2月15日、「ファスト映画」を動画投稿サイトにアップロードしたユーチューバーが著作権法違反の疑いで逮捕されるという事件があった。

「ファスト映画」とは、映画を見なくても作品のあらすじが分かるように、映画の内容をナレーション付きで10分程度に短く編集した動画だ。

逮捕された容疑者は、「パラサイト 半地下の家族」「君の名前で僕を呼んで」「パプリカ」などのファスト映画をYoutube上に無断で投稿し広告収入を得ていたという。

逮捕前には大手メディアの取材に対して「これで犯罪者扱いはおかしい」と主張していた。警察の事情聴取に対しては「引用の範囲内で違法ではないと思っていた」と容疑を否認しているという。

弁理士による解説

「ファスト映画」は以前から問題となっており、昨年6月には別の投稿グループが警察に摘発される事件が起きている。2月3日には漫画のあらすじを無断配信する「ネタバレサイト」を運営していた会社が著作権法違反で書類送検される類似事件もあった。

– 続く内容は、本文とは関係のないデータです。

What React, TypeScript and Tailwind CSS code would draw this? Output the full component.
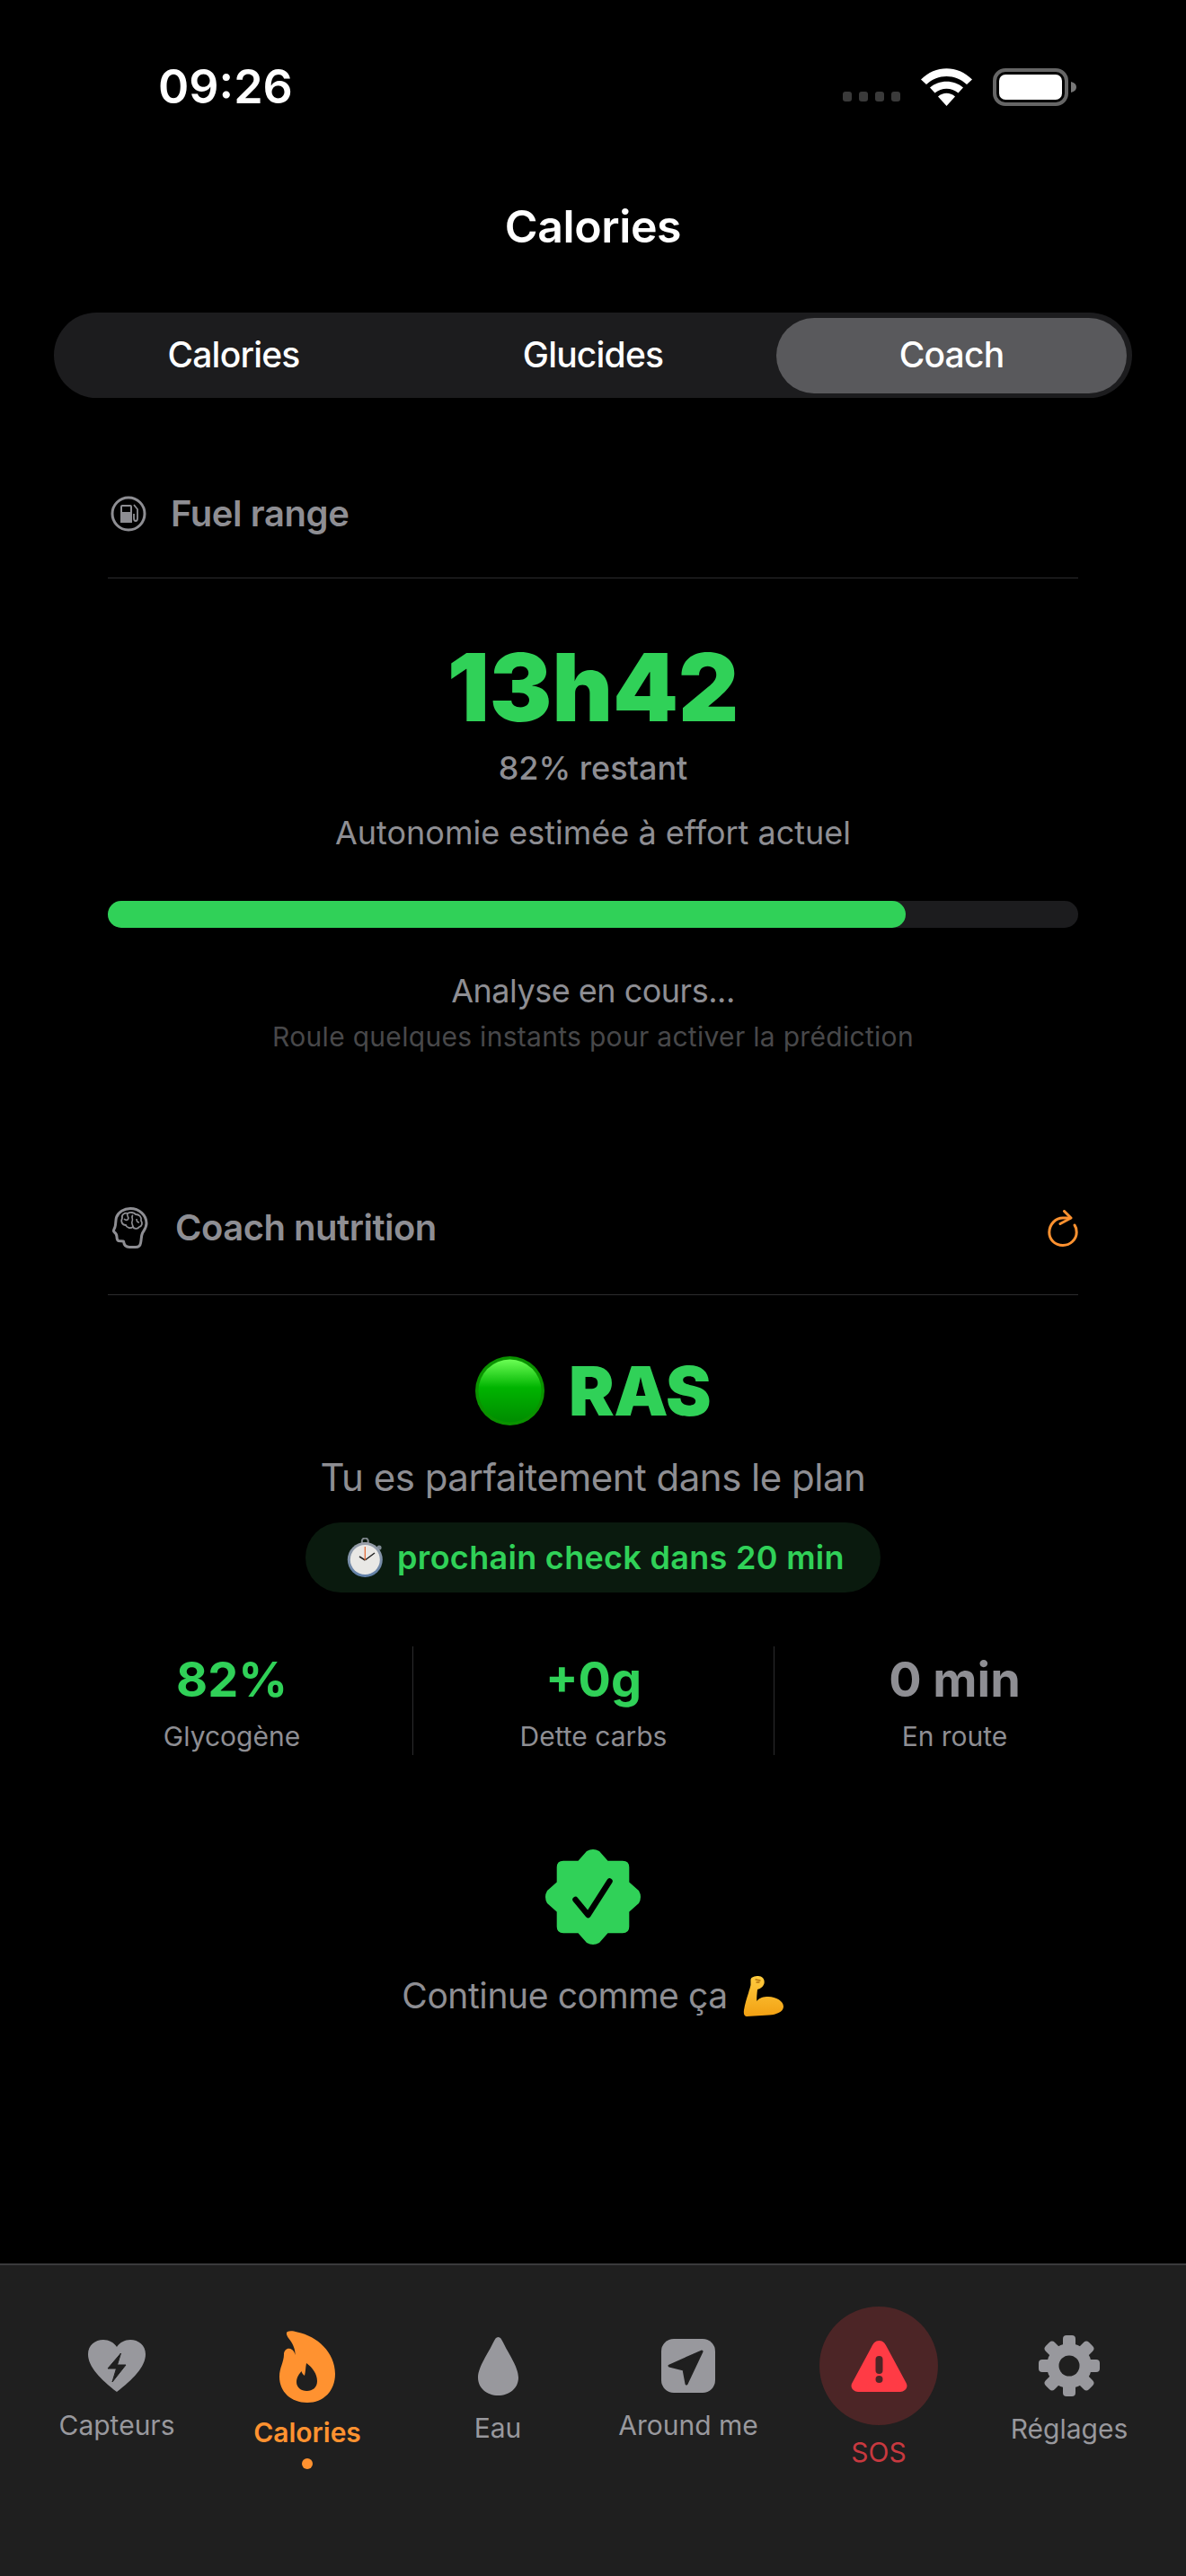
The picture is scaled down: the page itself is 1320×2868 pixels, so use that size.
export default function App() {
  return (
    <div className="w-[1320px] h-[2868px] bg-black flex flex-col overflow-hidden font-[Inter,sans-serif] text-[#8e8e93]">
      <div className="flex-1">
        <StatusBar />
        <h1 className="h-[116px] flex items-center justify-center text-[50px] font-semibold tracking-[-0.4px] text-white">Calories</h1>

        {/* Segmented control */}
        <div className="mt-[38px] mx-[60px] h-[95px] rounded-[48px] bg-[#1c1c1e] grid grid-cols-3 items-center text-[39px] font-medium tracking-[-0.8px] text-white">
          <div className="text-center">Calories</div>
          <div className="text-center">Glucides</div>
          <div className="ml-[4px] mr-[6px] h-[84px] rounded-[42px] bg-[#59595c] flex items-center justify-center">Coach</div>
        </div>

        <div className="px-[120px]">
          {/* Fuel range */}
          <div className="mt-[79px] h-[122px] pb-[22px] flex items-center border-b border-[#2c2c2e]">
            <FuelIcon />
            <span className="ml-[27px] text-[40px] font-semibold tracking-[-0.4px]">Fuel range</span>
          </div>
          <div className="mt-[71px] h-[100px] leading-[100px] text-center text-[104px] font-black text-[#30d158]">13h42</div>
          <div className="mt-[20px] h-[40px] leading-[40px] text-center text-[36px] font-medium">82% restant</div>
          <div className="mt-[30px] h-[44px] leading-[44px] text-center text-[36px]">Autonomie estimée à effort actuel</div>
          <div className="mt-[54px] h-[30px] rounded-full bg-[#1c1c1e]">
            <div className="h-full w-[82.2%] rounded-full bg-[#30d158]" />
          </div>
          <div className="mt-[48px] h-[44px] leading-[44px] text-center text-[36px] tracking-[-0.5px]">Analyse en cours...</div>
          <div className="mt-[11px] h-[36px] leading-[36px] text-center text-[30px] tracking-[0.3px] text-[#48484a]">Roule quelques instants pour activer la prédiction</div>

          {/* Coach nutrition */}
          <div className="mt-[143px] h-[127px] pb-[22px] flex items-center justify-between border-b border-[#2c2c2e]">
            <div className="flex items-center">
              <BrainIcon />
              <span className="ml-[30px] text-[40px] font-semibold tracking-[-0.5px]">Coach nutrition</span>
            </div>
            <RefreshIcon />
          </div>
          <div className="mt-[66px] h-[80px] flex items-center justify-center gap-[27px]">
            <GreenDot />
            <span className="text-[76px] font-black leading-[80px] tracking-[-0.5px] text-[#30d158]">RAS</span>
          </div>
          <div className="mt-[32px] h-[50px] leading-[50px] text-center text-[42px] tracking-[-0.5px]">Tu es parfaitement dans le plan</div>
          <div className="mt-[25px] mx-auto w-[640px] h-[78px] pl-[6px] rounded-[39px] bg-[#0a1a0e] flex items-center justify-center gap-[16px]">
            <Stopwatch />
            <span className="text-[36px] font-semibold tracking-[0.3px] text-[#30d158]">prochain check dans 20 min</span>
          </div>

          {/* Stats */}
          <div className="mt-[60px] -mx-[63px] h-[121px] grid grid-cols-3">
            <Stat value="82%" label="Glycogène" color="text-[#30d158]" />
            <Stat value="+0g" label="Dette carbs" color="text-[#30d158]" border />
            <Stat value="0 min" label="En route" color="text-[#8e8e93]" border />
          </div>

          <div className="mt-[105px] flex justify-center">
            <Seal />
          </div>
          <div className="mt-[32px] h-[50px] flex items-center justify-center gap-[17px] text-[39px] tracking-[-0.4px]">
            <span className="leading-[50px]">Continue comme ça</span>
            <Biceps />
          </div>
        </div>
      </div>

      <BottomNav />
    </div>
  );
}

function Stat({ value, label, color, border }: { value: string; label: string; color: string; border?: boolean }) {
  return (
    <div className={border ? 'pt-[5px] text-center border-l border-[#2c2c2e]' : 'pt-[5px] text-center'}>
      <div className={`h-[64px] leading-[64px] text-[54px] font-bold ${color}`}>{value}</div>
      <div className="mt-[11px] h-[40px] leading-[40px] text-[30px]">{label}</div>
    </div>
  );
}

function StatusBar() {
  return (
    <div className="h-[194px] flex items-center justify-between pl-[176px] pr-[122px]">
      <span className="text-[52px] font-semibold text-white">09:26</span>
      <div className="flex items-end">
        <div className="flex gap-[8px] mr-[23px] mb-[5px]">
          <div className="w-[10px] h-[11px] rounded-[3px] bg-[#3a3a3a]" />
          <div className="w-[10px] h-[11px] rounded-[3px] bg-[#3a3a3a]" />
          <div className="w-[10px] h-[11px] rounded-[3px] bg-[#3a3a3a]" />
          <div className="w-[10px] h-[11px] rounded-[3px] bg-[#3a3a3a]" />
        </div>
        <svg width="57" height="42" viewBox="0 0 57 42" className="mr-[23px]">
          <path d="M28.5 42 L19 31.5 C24.5 26.5 32.5 26.5 38 31.5Z" fill="#fff" />
          <path d="M10 21.5 C20 12.5 37 12.5 47 21.5 L41.5 27.5 C34 21 23 21 15.5 27.5Z" fill="#fff" />
          <path d="M0 12.5 C16 -4 41 -4 57 12.5 L51 18 C38 6 19 6 6 18Z" fill="#fff" />
        </svg>
        <svg width="93" height="42" viewBox="0 0 93 42">
          <rect x="2" y="2" width="80" height="38" rx="12" fill="none" stroke="#666" strokeWidth="4" />
          <rect x="7" y="7" width="70" height="28" rx="7" fill="#fff" />
          <path d="M87 15 C91 16 93 18 93 21 C93 24 91 26 87 27Z" fill="#777" />
        </svg>
      </div>
    </div>
  );
}

function FuelIcon() {
  return (
    <svg width="40" height="40" viewBox="0 0 40 40" className="ml-[3px]">
      <circle cx="20" cy="20" r="18" fill="none" stroke="#8e8e93" strokeWidth="3" />
      <path d="M11 12 Q11 10 13 10 L22 10 Q24 10 24 12 L24 30 L11 30Z M13 12 L13 18 L22 18 L22 12Z" fill="#8e8e93" fillRule="evenodd" />
      <path d="M26 10 L30 15 L30 25 Q30 28 28 28 Q26 28 26 25 L26 20" fill="none" stroke="#8e8e93" strokeWidth="1.8" />
    </svg>
  );
}

function BrainIcon() {
  return (
    <svg width="41" height="46" viewBox="0 0 41 46" fill="none" stroke="#8e8e93" className="ml-[4px]">
      <path d="M21 1.5 C31 1.5 39 9 39 18 C39 23 36 26 34.5 29 C33 32 33.5 36 32.5 40 C32 43 30 44.5 27 44.5 L20 44.5 C16 44.5 14 42 13.5 38 L8 37.5 C6.5 37 6 35 6 33 C6 31 5 29 3 27.5 C1.5 26 3 25 4 22 C5 19.5 4.5 15 5.5 11.5 C7.5 5.5 14 1.5 21 1.5Z" strokeWidth="3" strokeLinejoin="round" />
      <path d="M12 12 C11 8 15 6 18 7 C21 5 25 6 27 8 C31 8 34 11 33 15 C35 18 34 21 31 22 C29 25 25 24 24 22 C21 24 17 23 16 20 C12 20 10 16 12 12Z" strokeWidth="1.8" />
      <path d="M18 7 C16 10 21 11 18 14 C16 15 15 14 14 13 M24 9 C21 11 25 13 23 16 C22 18 24 20 24 22 M28 13 C28 15 29 17 31 17" strokeWidth="1.6" />
    </svg>
  );
}

function RefreshIcon() {
  return (
    <svg width="34" height="41" viewBox="0 0 34 41" fill="none" stroke="#ff9230" strokeWidth="3" strokeLinecap="round" strokeLinejoin="round">
      <path d="M30 17 C31.5 19 32.2 22 32.2 25 C32.2 33 25 39.5 17 39.5 C8 39.5 1.8 33 1.8 25 C1.8 16 9 9 17 9 L25 9" />
      <path d="M18.5 1.5 L26 9 L14 15.5" />
    </svg>
  );
}

function GreenDot() {
  return (
    <svg width="77" height="77" viewBox="0 0 77 77">
      <defs>
        <linearGradient id="greenDot" x1="0" y1="0" x2="0" y2="1">
          <stop offset="0" stopColor="#6cff55" />
          <stop offset="0.45" stopColor="#00b400" />
          <stop offset="1" stopColor="#008c00" />
        </linearGradient>
      </defs>
      <circle cx="38.5" cy="38.5" r="38.5" fill="#0a9200" />
      <circle cx="38.5" cy="38.5" r="35" fill="url(#greenDot)" />
    </svg>
  );
}

function Stopwatch() {
  return (
    <svg width="40" height="45" viewBox="12 12 40 45">
      <defs>
        <linearGradient id="bezel" x1="0" y1="0" x2="0" y2="1">
          <stop offset="0" stopColor="#9aa0a8" />
          <stop offset="1" stopColor="#5f7fa8" />
        </linearGradient>
      </defs>
      <circle cx="32.3" cy="16" r="3.5" fill="none" stroke="#7f868c" strokeWidth="2" />
      <circle cx="48" cy="23" r="2.6" fill="#7f8a94" />
      <circle cx="32.3" cy="36.5" r="19.5" fill="url(#bezel)" />
      <circle cx="32.3" cy="36.5" r="16.5" fill="#e9e8e5" />
      <path d="M32.3 37 L43 29" stroke="#222" strokeWidth="1.5" />
      <path d="M32.3 37 L26 33" stroke="#222" strokeWidth="1.5" />
      <path d="M32.3 37 L32.3 22" stroke="#e2622b" strokeWidth="1.2" />
    </svg>
  );
}

function Seal() {
  return (
    <svg width="106" height="106" viewBox="0 0 106 106">
      <path d="M46 2 Q53 -2 60 2 L69.5 12.7 L86 12.7 Q93.3 12.7 93.3 20 L93.3 36.5 L104 46 Q108 53 104 60 L93.3 69.5 L93.3 86 Q93.3 93.3 86 93.3 L69.5 93.3 L60 104 Q53 108 46 104 L36.5 93.3 L20 93.3 Q12.7 93.3 12.7 86 L12.7 69.5 L2 60 Q-2 53 2 46 L12.7 36.5 L12.7 20 Q12.7 12.7 20 12.7 L36.5 12.7Z" fill="#30d158" />
      <path d="M33.5 56 L47.5 73 L71.5 35.5" fill="none" stroke="#000" strokeWidth="6.5" strokeLinecap="round" strokeLinejoin="round" />
    </svg>
  );
}

function Biceps() {
  return (
    <svg width="46" height="47" viewBox="13 8 46 47">
      <defs>
        <linearGradient id="arm" x1="0" y1="0" x2="0" y2="1">
          <stop offset="0" stopColor="#ffcc40" />
          <stop offset="1" stopColor="#f2a012" />
        </linearGradient>
      </defs>
      <path d="M21.5 13 C22 10 26 9 30 9 C34 9 37 12 36.7 16 C36.5 20 33 23 29 24 C28.5 29 28 33 28.3 37 C31 33 36 32 41 32 C50 32 58 37 58 43 C58 49 50 52 42 52.5 L17 54 C14 54 13.5 50 14 47 C15 40 17 34 19 28 C20 24 21 22 21.5 19Z" fill="url(#arm)" />
      <path d="M27 13 L32 14 M28 16 L31 16" fill="none" stroke="#b5730c" strokeWidth="1.3" strokeLinecap="round" />
    </svg>
  );
}

function BottomNav() {
  const label = 'text-[30px] leading-[40px] h-[40px] text-[#98989d]';
  return (
    <nav className="h-[348px] bg-[#1f1f1f] border-t-2 border-[#3a3a3c] px-[24px] grid grid-cols-6 items-start">
      <div className="flex flex-col items-center pt-[83px]">
        <svg width="64" height="58" viewBox="0 0 64 58">
          <path d="M32 58 C14 44 0 30 0 16 C0 6 8 0 17 0 C23 0 29 3 32 8 C35 3 41 0 47 0 C56 0 64 6 64 16 C64 30 50 44 32 58Z" fill="#98989d" />
          <path d="M36.5 15 L22 32 L31.5 32 L27 47 L42 28 L32.5 28Z" fill="#1f1f1f" stroke="#1f1f1f" strokeWidth="1" strokeLinejoin="round" />
        </svg>
        <div className={`mt-[17px] ${label}`}>Capteurs</div>
      </div>

      <div className="flex flex-col items-center pt-[73px]">
        <svg width="62" height="80" viewBox="0 0 62 80">
          <path d="M9 1 C11 0 15 0 20 1.5 C42 6 62 24 62 48 C62 67 49 80 31 80 C13 80 0 68 0 51 C0 41 5 35 5 26 C5 21 10 18 14 21 C17 23 17.5 27 17.5 27 C18 20 14 13 10 8 C8 5 7 2 9 1Z" fill="#ff9230" />
          <path d="M30 36 C37 41 42 48 42 56 C42 63 37 67 30.5 67 C24 67 19 63 19 57 C19 52 22 48 24.5 45 C25 47 26.5 49 28 50 C29 46 29 41 30 36Z" fill="#1f1f1f" />
        </svg>
        <div className="mt-[13px] h-[40px] leading-[40px] text-[30px] font-semibold text-[#ff9230]">Calories</div>
        <div className="mt-[9px] w-[12px] h-[12px] rounded-full bg-[#ff9230]" />
      </div>

      <div className="flex flex-col items-center pt-[80px]">
        <svg width="45" height="65" viewBox="0 0 45 65">
          <path d="M22.5 0 C25 0 26 2 28 6 C33 17 45 33 45 45 C45 57 35 65 22.5 65 C10 65 0 57 0 45 C0 33 12 17 17 6 C19 2 20 0 22.5 0Z" fill="#98989d" />
        </svg>
        <div className={`mt-[16px] ${label}`}>Eau</div>
      </div>

      <div className="flex flex-col items-center pt-[82px]">
        <svg width="60" height="60" viewBox="0 0 60 60">
          <rect width="60" height="60" rx="14" fill="#98989d" />
          <path d="M45 14 L9 30 L25 34 L28 50Z" fill="#1f1f1f" stroke="#1f1f1f" strokeWidth="3" strokeLinejoin="round" />
        </svg>
        <div className={`mt-[16px] ${label} whitespace-nowrap`}>Around me</div>
      </div>

      <div className="flex flex-col items-center pt-[46px]">
        <div className="w-[132px] h-[132px] rounded-full bg-[#4c2526] flex items-center justify-center">
          <svg width="63" height="57" viewBox="0 0 63 57">
            <path d="M31.5 0 C36 0 38 3 40 7 L61 46 C65 52 60 57 55 57 L8 57 C3 57 -2 52 2 46 L23 7 C25 3 27 0 31.5 0Z" fill="#ff3b45" />
            <rect x="27.5" y="17" width="8" height="20" rx="4" fill="#4c2526" />
            <circle cx="31.5" cy="43" r="4" fill="#4c2526" />
          </svg>
        </div>
        <div className="mt-[10px] h-[40px] leading-[40px] text-[30px] text-[#c8393f]">SOS</div>
      </div>

      <div className="flex flex-col items-center pt-[78px]">
        <svg width="68" height="68" viewBox="0 0 68 68">
          <g fill="#98989d">
            <rect x="27" y="0" width="14" height="68" rx="4" />
            <rect x="27" y="0" width="14" height="68" rx="4" transform="rotate(45 34 34)" />
            <rect x="27" y="0" width="14" height="68" rx="4" transform="rotate(90 34 34)" />
            <rect x="27" y="0" width="14" height="68" rx="4" transform="rotate(135 34 34)" />
            <circle cx="34" cy="34" r="25" />
          </g>
          <circle cx="34" cy="34" r="11.5" fill="#1f1f1f" />
        </svg>
        <div className={`mt-[16px] ${label}`}>Réglages</div>
      </div>
    </nav>
  );
}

「ファスト映画」を作成し公開する行為は著作権法上、様々な点で問題になる。

​​オリジナル映画をDVD等から動画を抽出する行為(いわゆるリッピング)などは複製権侵害に、複製した映画を編集して短く編集したり、あらすじが分かるようにナレーションを挿入する行為は翻案権侵害や同一性保持権の侵害、ファスト映画をネット上に投稿することは公衆送信権の侵害に該当する可能性がある。

容疑者の「引用の範囲内で違法ではない」という主張についても、引用が適法といえるためには、『自己の著作物が「主」であり、引用部分が「従」であること』や「引用の目的上正当な範囲内」であることなどが必要である。

「ファスト映画」については、オリジナル映画を短縮等しているのみで主従関係は見出すことはできず、また「正当な範囲内」と言うことも困難であろう。

インターネット空間の発達により、誰もが簡単に動画やイラストを公開できる環境が整っている。著作権をはじめとした知的財産権を侵害することのないよう、個々人が権利意識を高める必要がある。